While working with the Richard and Rosalind Berman Collection of Philadelphia Trade Cards, I discovered three cards that promote journalist Elizabeth Cochran, better known by her journalism pseudonym Nellie Bly, and her expedition across the globe. Despite advertising two different businesses, the cards are a single series. Their printer mass produced these cards, and individual companies bought them and later stamped or printed their own business information on them. Two of these cards advertise the canned goods manufacturer J. W. Brown & Company, while the other advertises the Wilson Biscuit Company. Bly is shown walking away from Phileas Fogg, the protagonist of Jules Verne’s Around the World in Eighty Days and inspiration for Bly. She also uses an oversized fly as a means for transport and rides a bicycle on the ring of Saturn. These trade cards reveal that Americans identified Nellie Bly primarily with her gender, but also as an adventurer and an American whose reporting provided entertainment as well as information.

In 1890, Bly set off to travel around the world. Bly had already established herself as a journalist by reporting under cover on the conditions of an insane asylum where she had been committed after faking psychosis. This style of reporting made Bly a pioneer in the genre of “stunt girl” journalism. Towards the latter half of the nineteenth century, newspapers as a mode of media began to evolve. The publications focused on tabloid-like gossip about social elites and balls and interviews became more invasive (Tuchner 50-51). Adventure journalism that detailed excursions around the world and appealed to Americans’ support of Manifest Destiny became popular (Cronin 24). Somewhere along the way, the trade produced stunt girls, female journalists who would place themselves in bizarre, dangerous, or otherwise sensational situations about which to report. Bly became the best known of these stunt girls (Lutes 218).
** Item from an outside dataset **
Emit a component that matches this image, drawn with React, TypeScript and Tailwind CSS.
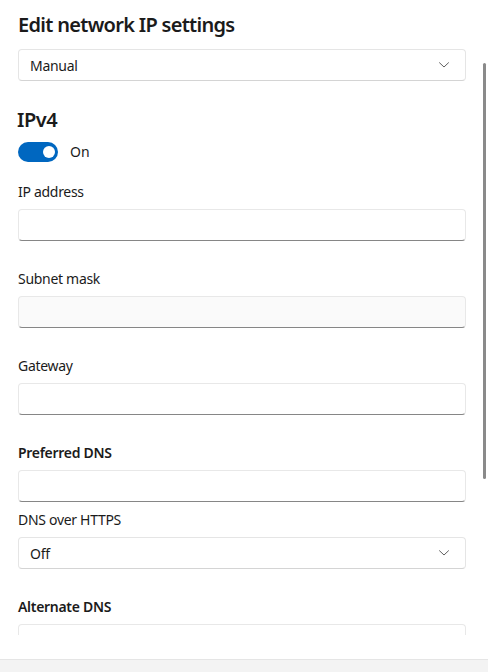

W. Brown & Co., High Grade Canned Goods, No. 103 Arch Street, Phila. (Philadelphia, ca. 1890). Bly is portrayed riding a fly, along with her travel bags and umbrella.

 Wilson Biscuit Co., Manufacturers of Faultless Biscuit, Cakes, and Crackers, 210, 212, 214 N. Front Street, Philadelphia (Philadelphia, ca. 1890). Bly rides a bicycle on a ring around Saturn.

The absurd illustrations and rhyming captions on the cards portray Bly and her adventure as whimsical. All three cards rhyme “Bly” with the last word of the title, and all contain a poem comprised of a pair of couplets. The jaunty rhyming scheme and comedic portrayal of her create an image of Bly that is entertaining, novel, friendly, and silly. The surreal images of her traversing the rings of Saturn by bicycle and traveling via insect create the idea that her work is entertainment as much as it is reporting. Her informal and witty writing style in Around the World in Seventy-Two Days also cultivates this image. She often humorously recounts events on her travels, such as becoming sea sick on her first boat trip during her excursion.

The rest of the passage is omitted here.